***** Data segment
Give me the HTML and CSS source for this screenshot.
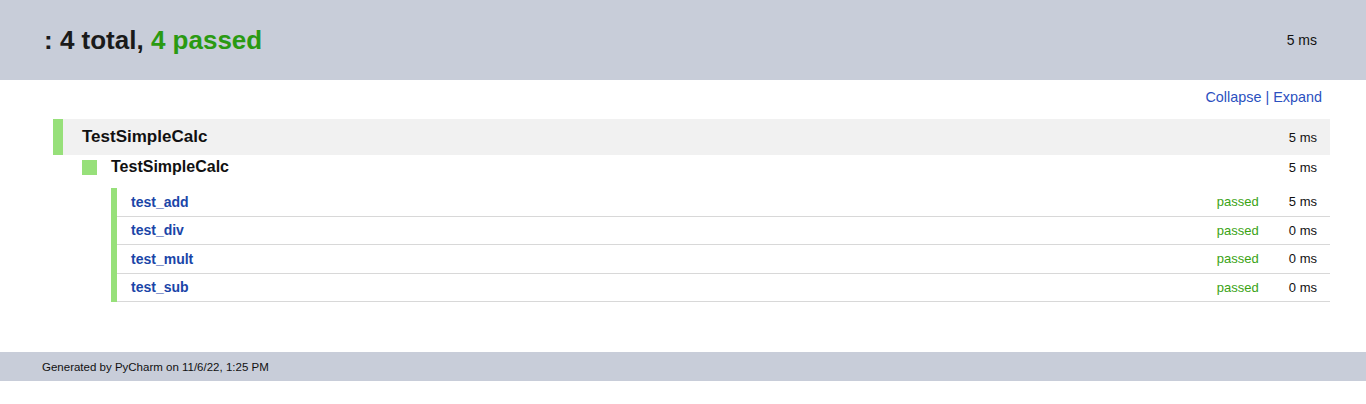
FILE: index.html
```html
<!DOCTYPE html>
<html>
<head>
<meta charset="utf-8">
<link rel="stylesheet" href="styles.css">
</head>
<body>
<header class="hdr">
  <h1 class="title">: 4 total, <span class="ok">4 passed</span></h1>
  <div class="hdr-time">5 ms</div>
</header>
<main class="content">
  <div class="toolbar"><a class="lnk">Collapse</a> | <a class="lnk">Expand</a></div>
  <div class="suite">
    <div class="bar"></div>
    <div class="suite-name">TestSimpleCalc</div>
    <div class="time">5 ms</div>
  </div>
  <div class="subsuite">
    <div class="sq"></div>
    <div class="sub-name">TestSimpleCalc</div>
    <div class="time">5 ms</div>
  </div>
  <div class="tests">
    <div class="test"><span class="tname">test_add</span><span class="status">passed</span><span class="ttime">5 ms</span></div>
    <div class="test"><span class="tname">test_div</span><span class="status">passed</span><span class="ttime">0 ms</span></div>
    <div class="test"><span class="tname">test_mult</span><span class="status">passed</span><span class="ttime">0 ms</span></div>
    <div class="test"><span class="tname">test_sub</span><span class="status">passed</span><span class="ttime">0 ms</span></div>
  </div>
</main>
<footer class="ftr">Generated by PyCharm on 11/6/22, 1:25 PM</footer>
</body>
</html>
```
FILE: styles.css
```css
html, body { margin: 0; padding: 0; background: #fff; }
body { font-family: "Liberation Sans", Arial, sans-serif; color: #111; }
.hdr {
  height: 80px; background: #c8cdd9; display: flex; align-items: center;
  justify-content: space-between; padding: 0 49px 0 44px; box-sizing: border-box;
}
.title { margin: 0; font-size: 26px; font-weight: bold; color: #1a1a1a; }
.ok { color: #2a9a12; }
.hdr-time { font-size: 14px; color: #111; }
.content { padding: 0 36px 0 53px; height: 272px; box-sizing: border-box; }
.toolbar { text-align: right; font-size: 14.4px; color: #2b50c0; padding: 9px 8px 0 0; height: 30px; box-sizing: border-box; }
.lnk { color: #2b50c0; }
.suite { display: flex; align-items: center; height: 36px; background: #f1f1f1; margin-top: 9px; }
.bar { width: 10px; align-self: stretch; background: #97e07a; }
.suite-name { flex: 1; font-size: 17px; font-weight: bold; padding-left: 19px; }
.time { font-size: 13px; padding-right: 13px; }
.subsuite { display: flex; align-items: center; height: 24px; margin-bottom: 9px; padding-left: 29px; }
.sq { width: 15px; height: 15px; background: #97e07a; }
.sub-name { flex: 1; font-size: 16px; font-weight: bold; padding-left: 14px; }
.tests { margin-left: 58px; border-left: 6px solid #97e07a; }
.test {
  display: flex; align-items: center; height: 28.5px; box-sizing: border-box;
  border-bottom: 1px solid #d8d8d8; font-size: 13px;
}
.tname { flex: 1; font-weight: bold; color: #1a45a8; padding-left: 14px; font-size: 14px; }
.status { color: #3aa314; width: 72px; }
.ttime { padding-right: 13px; }
.ftr {
  height: 29px; background: #c8cdd9; font-size: 11.5px; color: #111;
  display: flex; align-items: center; padding-left: 42px; box-sizing: border-box;
}
```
**********
Please set down each line of the data above exactly as written, without the pictures.

Give me the HTML and CSS source for this screenshot.
FILE: index.html
```html
<!DOCTYPE html>
<html>
<head>
<meta charset="utf-8">
<link rel="stylesheet" href="styles.css">
</head>
<body>
<header class="hdr">
  <h1 class="title">: 4 total, <span class="ok">4 passed</span></h1>
  <div class="hdr-time">5 ms</div>
</header>
<main class="content">
  <div class="toolbar"><a class="lnk">Collapse</a> | <a class="lnk">Expand</a></div>
  <div class="suite">
    <div class="bar"></div>
    <div class="suite-name">TestSimpleCalc</div>
    <div class="time">5 ms</div>
  </div>
  <div class="subsuite">
    <div class="sq"></div>
    <div class="sub-name">TestSimpleCalc</div>
    <div class="time">5 ms</div>
  </div>
  <div class="tests">
    <div class="test"><span class="tname">test_add</span><span class="status">passed</span><span class="ttime">5 ms</span></div>
    <div class="test"><span class="tname">test_div</span><span class="status">passed</span><span class="ttime">0 ms</span></div>
    <div class="test"><span class="tname">test_mult</span><span class="status">passed</span><span class="ttime">0 ms</span></div>
    <div class="test"><span class="tname">test_sub</span><span class="status">passed</span><span class="ttime">0 ms</span></div>
  </div>
</main>
<footer class="ftr">Generated by PyCharm on 11/6/22, 1:25 PM</footer>
</body>
</html>
```
FILE: styles.css
```css
html, body { margin: 0; padding: 0; background: #fff; }
body { font-family: "Liberation Sans", Arial, sans-serif; color: #111; }
.hdr {
  height: 80px; background: #c8cdd9; display: flex; align-items: center;
  justify-content: space-between; padding: 0 49px 0 44px; box-sizing: border-box;
}
.title { margin: 0; font-size: 26px; font-weight: bold; color: #1a1a1a; }
.ok { color: #2a9a12; }
.hdr-time { font-size: 14px; color: #111; }
.content { padding: 0 36px 0 53px; height: 272px; box-sizing: border-box; }
.toolbar { text-align: right; font-size: 14.4px; color: #2b50c0; padding: 9px 8px 0 0; height: 30px; box-sizing: border-box; }
.lnk { color: #2b50c0; }
.suite { display: flex; align-items: center; height: 36px; background: #f1f1f1; margin-top: 9px; }
.bar { width: 10px; align-self: stretch; background: #97e07a; }
.suite-name { flex: 1; font-size: 17px; font-weight: bold; padding-left: 19px; }
.time { font-size: 13px; padding-right: 13px; }
.subsuite { display: flex; align-items: center; height: 24px; margin-bottom: 9px; padding-left: 29px; }
.sq { width: 15px; height: 15px; background: #97e07a; }
.sub-name { flex: 1; font-size: 16px; font-weight: bold; padding-left: 14px; }
.tests { margin-left: 58px; border-left: 6px solid #97e07a; }
.test {
  display: flex; align-items: center; height: 28.5px; box-sizing: border-box;
  border-bottom: 1px solid #d8d8d8; font-size: 13px;
}
.tname { flex: 1; font-weight: bold; color: #1a45a8; padding-left: 14px; font-size: 14px; }
.status { color: #3aa314; width: 72px; }
.ttime { padding-right: 13px; }
.ftr {
  height: 29px; background: #c8cdd9; font-size: 11.5px; color: #111;
  display: flex; align-items: center; padding-left: 42px; box-sizing: border-box;
}
```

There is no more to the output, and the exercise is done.